Daniel Mendelsohn is an award-winning memoirist, critic, and translator. Trained as a classicist at the University of Virginia and Princeton, he is a prolific contributor of essays, reviews, and articles to many publications, particularly The New Yorker and The New York Review of Books. He has also been a columnist for the New York Times Book Review, Harper’s, and New York magazine, where he was the weekly book critic.

His books include the international bestseller The Lost: A Search for Six of Six Million, which won the National Books Critics Circle Award and the National Jewish Book Award in the United States and the Prix Médicis in France, among many other honors; a memoir, The Elusive Embrace, a Los Angeles Times Best Book of the Year; two collections of essays, How Beautiful It Is and How Easily It Can Be Broken and Waiting for the Barbarians: Essays From the Classics to Pop Culture; and a two-volume translation of the poetry of C. P. Cavafy, which included the first English translation of the poet’s “Unfinished Poems.”

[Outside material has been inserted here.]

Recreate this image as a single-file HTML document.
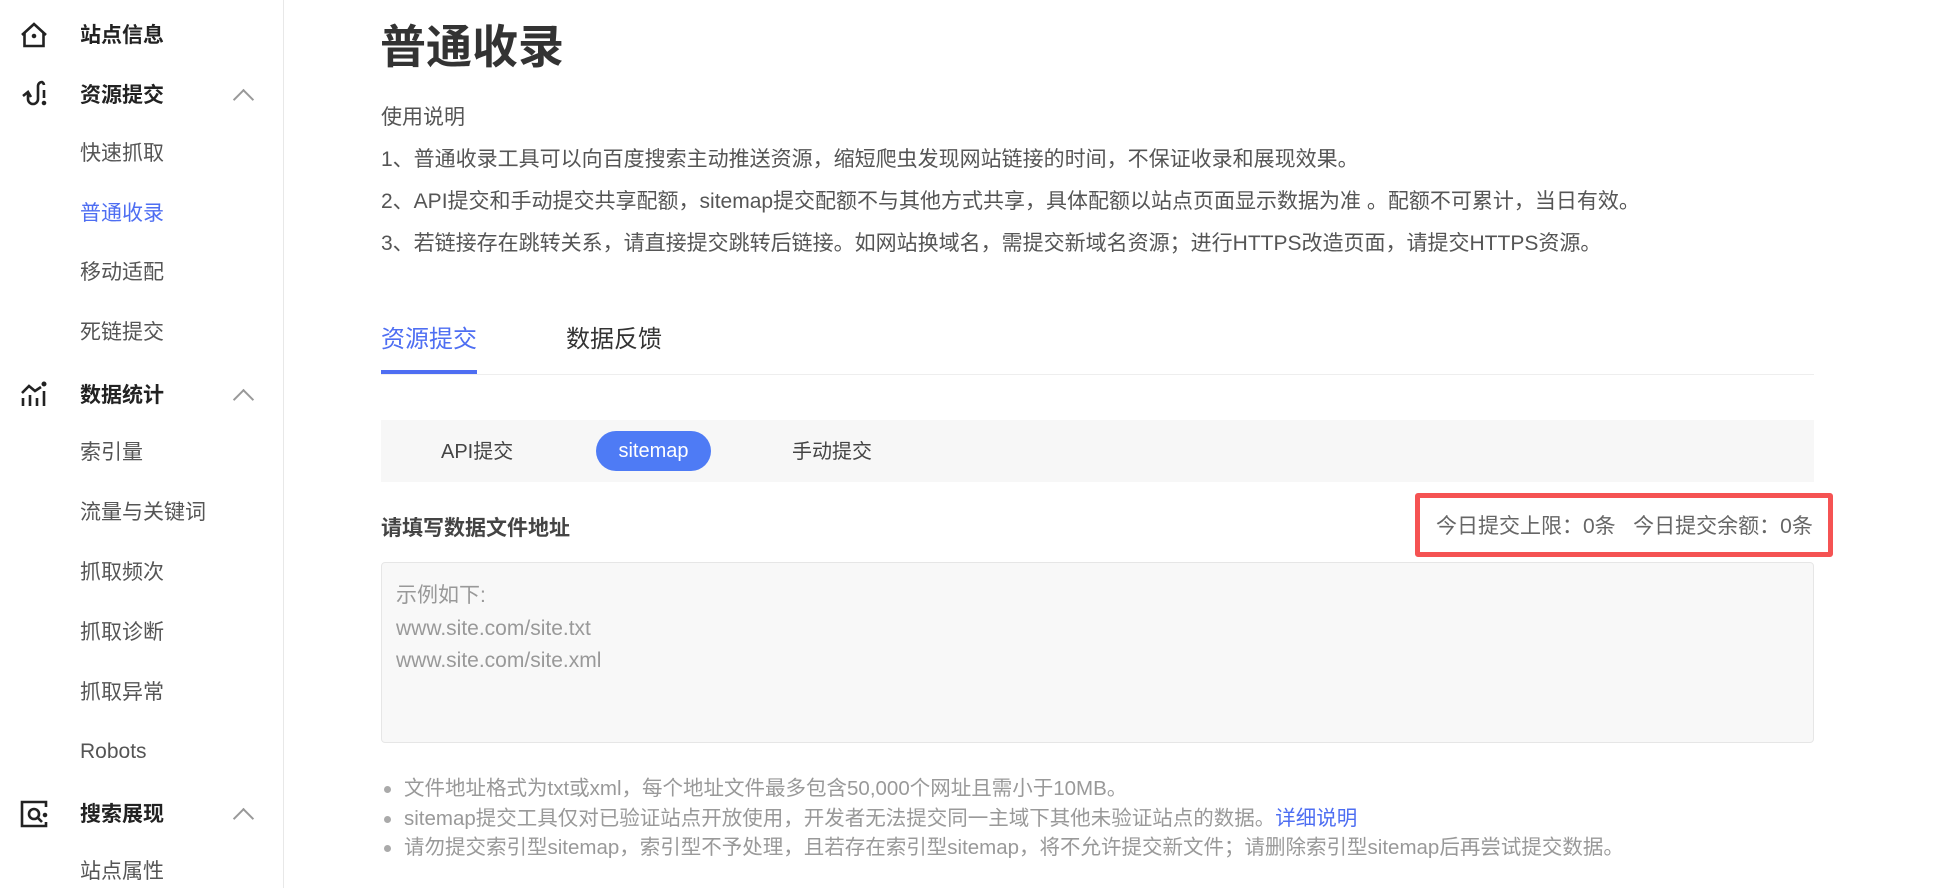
<!DOCTYPE html>
<html><head><meta charset="utf-8"><style>
*{margin:0;padding:0;box-sizing:border-box}
body{width:1938px;height:888px;overflow:hidden;background:#fff;font-family:"Liberation Sans","Noto Sans CJK SC",sans-serif;position:relative;color:#333}
.a{position:absolute;white-space:nowrap}
.side{position:absolute;left:0;top:0;width:284px;height:888px;border-right:1px solid #e8e8e8}
.g{font-size:21px;font-weight:bold;color:#222;left:80px;line-height:24px}
.s{font-size:21px;color:#555;left:80px;line-height:24px}
.chev{position:absolute;left:236px;width:15px;height:15px;border-left:2.5px solid #999;border-top:2.5px solid #999;transform:rotate(45deg)}
.ic{position:absolute;left:20px}
.p{font-size:21px;color:#555;left:381px;line-height:24px}
.b{font-size:20.5px;color:#999;left:404px;line-height:24px}
.dot{position:absolute;left:384px;width:7px;height:7px;border-radius:50%;background:#aaa}
</style></head><body>
<div class="side">
<svg class="ic" style="top:22px" width="28" height="26" viewBox="0 0 28 26" fill="none" stroke="#222" stroke-width="2.6"><path d="M2 13L14 2L26 13"/><path d="M4.5 11V24H23.5V11"/><circle cx="14" cy="14" r="1" fill="#222"/></svg>
<div class="a g" style="top:24px">站点信息</div>
<svg class="ic" style="top:79px" width="28" height="28" viewBox="0 0 28 28" fill="none" stroke="#222" stroke-width="2.6"><path d="M3 17L8 13L11 18"/><path d="M8 14V20A5 5 0 0 0 18 20V7A4 4 0 0 1 22 3A4 4 0 0 1 24 6"/><path d="M24 11V19"/><circle cx="24" cy="24" r="1" fill="#222"/></svg>
<div class="a g" style="top:84px">资源提交</div><div class="chev" style="top:92px"></div>
<div class="a s" style="top:142px">快速抓取</div>
<div class="a s" style="top:202px;color:#4e6ef2">普通收录</div>
<div class="a s" style="top:261px">移动适配</div>
<div class="a s" style="top:321px">死链提交</div>
<svg class="ic" style="top:380px" width="28" height="28" viewBox="0 0 28 28" fill="none" stroke="#222" stroke-width="2.6"><path d="M2 13L9 6L15 11L21 7"/><path d="M3 18V26M10 15V26M17 18V26M24 11V26"/><circle cx="24" cy="4" r="1.2" fill="#222"/></svg>
<div class="a g" style="top:384px">数据统计</div><div class="chev" style="top:392px"></div>
<div class="a s" style="top:441px">索引量</div>
<div class="a s" style="top:501px">流量与关键词</div>
<div class="a s" style="top:561px">抓取频次</div>
<div class="a s" style="top:621px">抓取诊断</div>
<div class="a s" style="top:681px">抓取异常</div>
<div class="a s" style="top:740px">Robots</div>
<svg class="ic" style="top:800px" width="28" height="28" viewBox="0 0 28 28" fill="none" stroke="#222" stroke-width="2.6"><path d="M26 7V2H2V26H26V22"/><circle cx="14" cy="14" r="5"/><path d="M18 18L22 22"/><circle cx="25" cy="15" r="1" fill="#222"/></svg>
<div class="a g" style="top:803px">搜索展现</div><div class="chev" style="top:811px"></div>
<div class="a s" style="top:860px">站点属性</div>
</div>

<div class="a" style="left:380px;top:19px;font-size:46px;font-weight:bold;color:#333;line-height:56px">普通收录</div>
<div class="a p" style="top:106px">使用说明</div>
<div class="a p" style="top:148px">1、普通收录工具可以向百度搜索主动推送资源，缩短爬虫发现网站链接的时间，不保证收录和展现效果。</div>
<div class="a p" style="top:190px">2、API提交和手动提交共享配额，sitemap提交配额不与其他方式共享，具体配额以站点页面显示数据为准 。配额不可累计，当日有效。</div>
<div class="a p" style="top:232px">3、若链接存在跳转关系，请直接提交跳转后链接。如网站换域名，需提交新域名资源；进行HTTPS改造页面，请提交HTTPS资源。</div>

<div class="a" style="left:381px;top:325px;font-size:24px;color:#4e6ef2;line-height:30px">资源提交</div>
<div class="a" style="left:566px;top:325px;font-size:24px;color:#333;line-height:30px">数据反馈</div>
<div class="a" style="left:381px;top:374px;width:1433px;height:1px;background:#eee"></div>
<div class="a" style="left:381px;top:370px;width:96px;height:4px;background:#4e6ef2"></div>

<div class="a" style="left:381px;top:420px;width:1433px;height:62px;background:#f7f7f7"></div>
<div class="a" style="left:441px;top:440px;font-size:20px;color:#444;line-height:24px">API提交</div>
<div class="a" style="left:596px;top:431px;width:115px;height:40px;border-radius:20px;background:#4e7bf5;color:#fff;font-size:20px;line-height:40px;text-align:center">sitemap</div>
<div class="a" style="left:792px;top:440px;font-size:20px;color:#444;line-height:24px">手动提交</div>

<div class="a" style="left:381px;top:517px;font-size:21px;font-weight:bold;color:#444;line-height:24px">请填写数据文件地址</div>
<div class="a" style="left:1415px;top:493px;width:418px;height:64px;border:5px solid #f55353;border-radius:3px"></div>
<div class="a" style="left:1436px;top:515px;font-size:21px;color:#666;line-height:24px">今日提交上限：0条&nbsp;&nbsp;&nbsp;今日提交余额：0条</div>

<div class="a" style="left:381px;top:562px;width:1433px;height:181px;background:#f8f8f8;border:1px solid #e6e6e6;border-radius:4px"></div>
<div class="a" style="left:396px;top:580px;font-size:21px;color:#999;line-height:32.5px;white-space:pre">示例如下:
www.site.com/site.txt
www.site.com/site.xml</div>

<div class="dot" style="top:786px"></div><div class="a b" style="top:777px">文件地址格式为txt或xml，每个地址文件最多包含50,000个网址且需小于10MB。</div>
<div class="dot" style="top:816px"></div><div class="a b" style="top:807px">sitemap提交工具仅对已验证站点开放使用，开发者无法提交同一主域下其他未验证站点的数据。<span style="color:#4e6ef2">详细说明</span></div>
<div class="dot" style="top:845px"></div><div class="a b" style="top:836px">请勿提交索引型sitemap，索引型不予处理，且若存在索引型sitemap，将不允许提交新文件；请删除索引型sitemap后再尝试提交数据。</div>
</body></html>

Daniel Mendelsohn’s honors include the PEN Harry Vursell Prize for Prose Style, a Guggenheim Fellowship, a Barnes and Noble Discover Prize, the NBCC Citation for Excellence in Book Reviewing, and the George Jean Nathan Prize for Drama Criticism. A member of both the American Academy of Arts and Sciences and the American Philosophical Association, he teaches literature at Bard College.